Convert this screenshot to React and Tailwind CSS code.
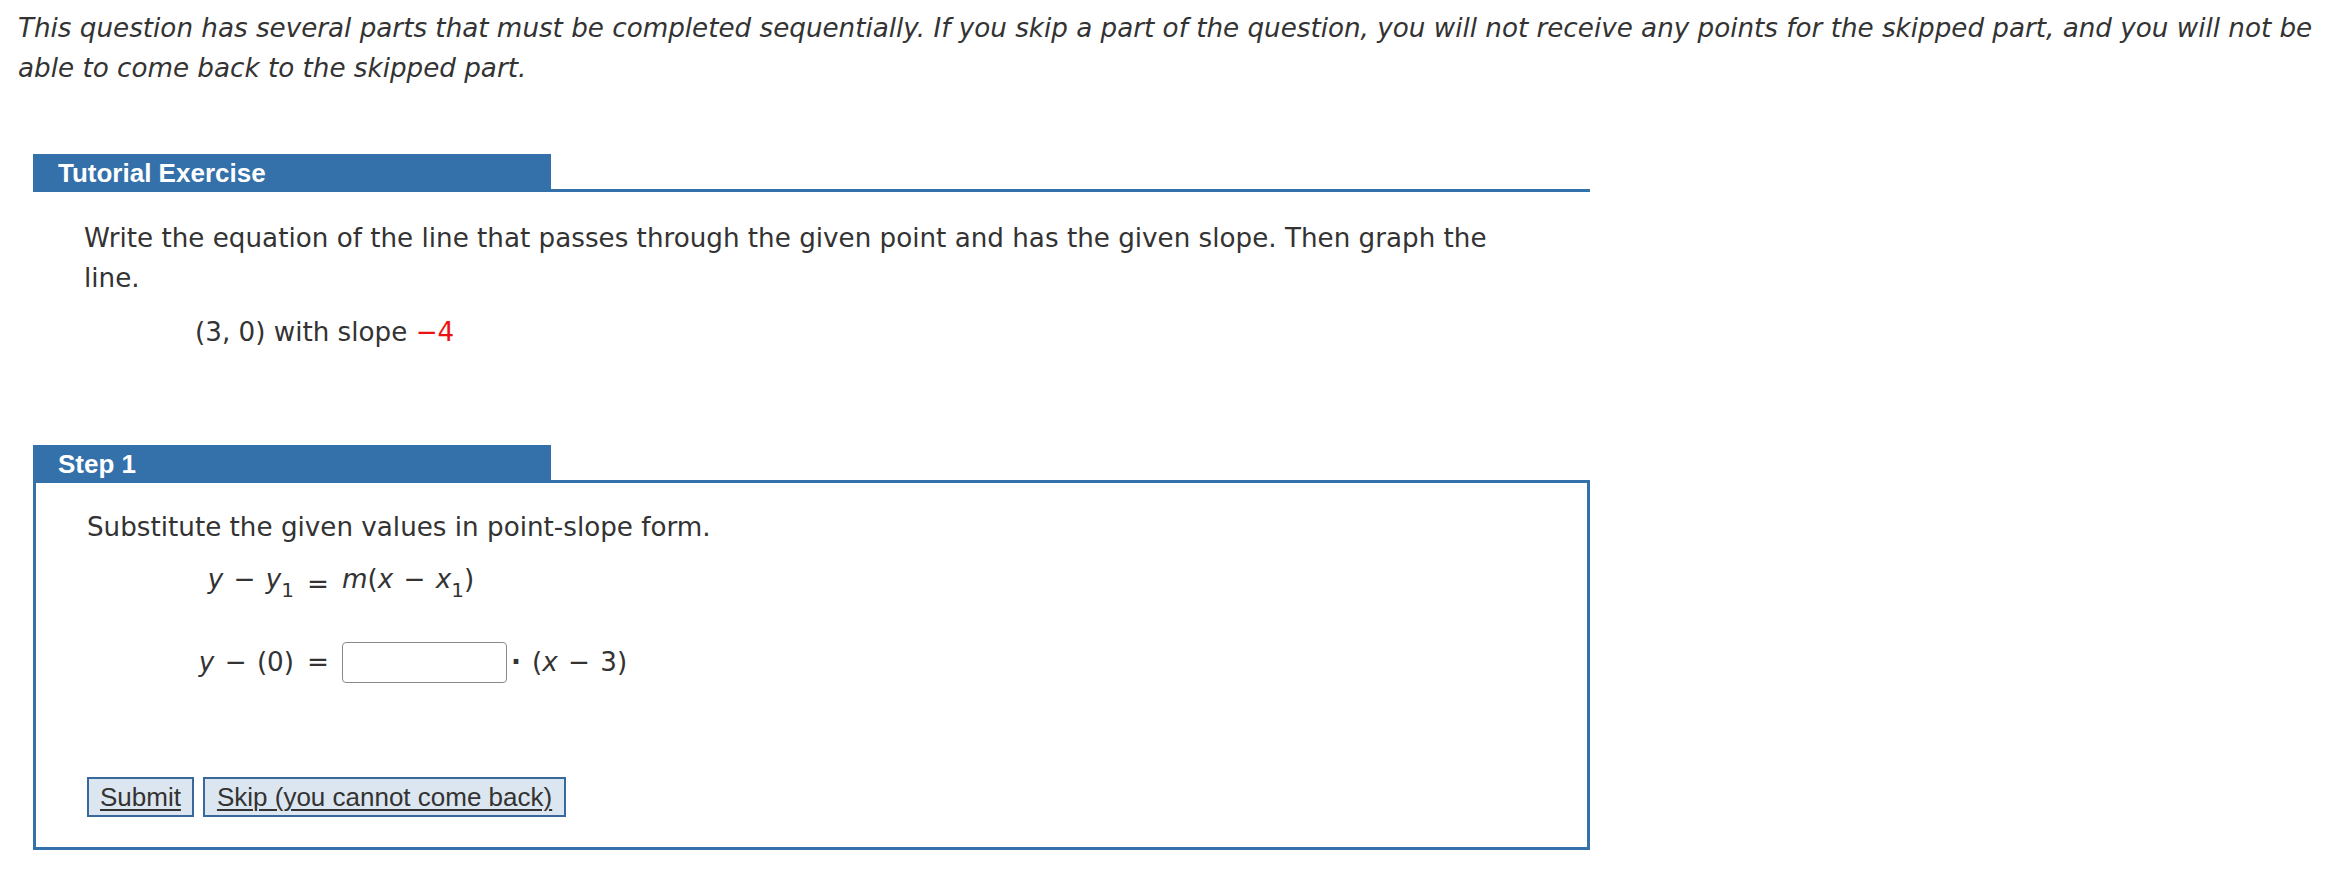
import React from "react";

function Header({ title }) {
  return (
    <div className="flex items-end h-[38px]">
      <div className="w-[518px] h-full bg-[#3470a9] pl-[25px] flex items-center text-white font-bold text-[26px] leading-none font-['Liberation_Sans',Arial,sans-serif]">
        {title}
      </div>
      <div className="flex-1 h-[3px] bg-[#3470a9]" />
    </div>
  );
}

function V({ children }) {
  return <span className="italic">{children}</span>;
}

function Sub({ children }) {
  return <span className="text-[20px] align-[-9px]">{children}</span>;
}

function Minus() {
  return <span className="mx-[2px]">−</span>;
}

export default function App() {
  return (
    <div className="min-h-[886px] bg-white text-[#333] font-['DejaVu_Sans',Verdana,sans-serif]">
      <p className="pt-[8px] pl-[18px] text-[26.2px] leading-[40px] italic">
        <span className="block whitespace-nowrap">
          This question has several parts that must be completed sequentially. If you skip a part of the question, you will not receive any points for the skipped part, and you will not be
        </span>
        <span className="block whitespace-nowrap">able to come back to the skipped part.</span>
      </p>

      <section className="ml-[33px] w-[1557px] mt-[66px]">
        <Header title="Tutorial Exercise" />
        <div className="pl-[51px] pt-[26px] text-[26.2px] leading-[40px]">
          <span className="block whitespace-nowrap">
            Write the equation of the line that passes through the given point and has the given slope. Then graph the
          </span>
          <span className="block">line.</span>
          <div className="mt-[14px] pl-[111px] whitespace-nowrap">
            (3, 0) with slope <span className="text-[#ee1111]">−4</span>
          </div>
        </div>
      </section>

      <section className="ml-[33px] w-[1557px] mt-[93px]">
        <Header title="Step 1" />
        <div className="border-[3px] border-t-0 border-[#3470a9] h-[367px] pl-[51px] pt-[24px] text-[26.2px] leading-[40px]">
          <div className="whitespace-nowrap">Substitute the given values in point-slope form.</div>

          <div className="mt-[15px] ml-[93px] flex flex-col">
            <div className="flex items-center h-[44px] whitespace-nowrap">
              <div className="w-[114px] text-right">
                <V>y</V> <Minus /> <V>y</V>
                <Sub>1</Sub>
              </div>
              <div className="w-[48px] text-center">=</div>
              <div>
                <V>m</V>(<V>x</V> <Minus /> <V>x</V>
                <Sub>1</Sub>)
              </div>
            </div>
            <div className="flex items-center h-[44px] mt-[34px] whitespace-nowrap">
              <div className="w-[114px] text-right">
                <V>y</V> <Minus /> (0)
              </div>
              <div className="w-[48px] text-center">=</div>
              <div className="flex items-center">
                <input
                  type="text"
                  aria-label="slope"
                  className="w-[165px] h-[41px] border border-[#8a8a8a] rounded-[4px] bg-white outline-none"
                />
                <span className="ml-[4px] font-bold">·</span>
                <span className="ml-[11px]">
                  (<V>x</V> <Minus /> 3)
                </span>
              </div>
            </div>
          </div>

          <div className="mt-[93px] flex gap-[9px] font-['Liberation_Sans',Arial,sans-serif] text-[26px] leading-none text-[#333]">
            <button className="h-[40px] px-[11px] border-2 border-[#39699c] bg-[#dce6f0] underline underline-offset-[3px] decoration-[2px]">
              Submit
            </button>
            <button className="h-[40px] px-[12px] border-2 border-[#39699c] bg-[#dce6f0] underline underline-offset-[3px] decoration-[2px]">
              Skip (you cannot come back)
            </button>
          </div>
        </div>
      </section>
    </div>
  );
}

Work to do:
Go from the first line of the data above to the line containing "in point-slope form.</div>" and retype exactly those lines, both included, but none of the pictures.

Finished task:
Convert this screenshot to React and Tailwind CSS code.
import React from "react";

function Header({ title }) {
  return (
    <div className="flex items-end h-[38px]">
      <div className="w-[518px] h-full bg-[#3470a9] pl-[25px] flex items-center text-white font-bold text-[26px] leading-none font-['Liberation_Sans',Arial,sans-serif]">
        {title}
      </div>
      <div className="flex-1 h-[3px] bg-[#3470a9]" />
    </div>
  );
}

function V({ children }) {
  return <span className="italic">{children}</span>;
}

function Sub({ children }) {
  return <span className="text-[20px] align-[-9px]">{children}</span>;
}

function Minus() {
  return <span className="mx-[2px]">−</span>;
}

export default function App() {
  return (
    <div className="min-h-[886px] bg-white text-[#333] font-['DejaVu_Sans',Verdana,sans-serif]">
      <p className="pt-[8px] pl-[18px] text-[26.2px] leading-[40px] italic">
        <span className="block whitespace-nowrap">
          This question has several parts that must be completed sequentially. If you skip a part of the question, you will not receive any points for the skipped part, and you will not be
        </span>
        <span className="block whitespace-nowrap">able to come back to the skipped part.</span>
      </p>

      <section className="ml-[33px] w-[1557px] mt-[66px]">
        <Header title="Tutorial Exercise" />
        <div className="pl-[51px] pt-[26px] text-[26.2px] leading-[40px]">
          <span className="block whitespace-nowrap">
            Write the equation of the line that passes through the given point and has the given slope. Then graph the
          </span>
          <span className="block">line.</span>
          <div className="mt-[14px] pl-[111px] whitespace-nowrap">
            (3, 0) with slope <span className="text-[#ee1111]">−4</span>
          </div>
        </div>
      </section>

      <section className="ml-[33px] w-[1557px] mt-[93px]">
        <Header title="Step 1" />
        <div className="border-[3px] border-t-0 border-[#3470a9] h-[367px] pl-[51px] pt-[24px] text-[26.2px] leading-[40px]">
          <div className="whitespace-nowrap">Substitute the given values in point-slope form.</div>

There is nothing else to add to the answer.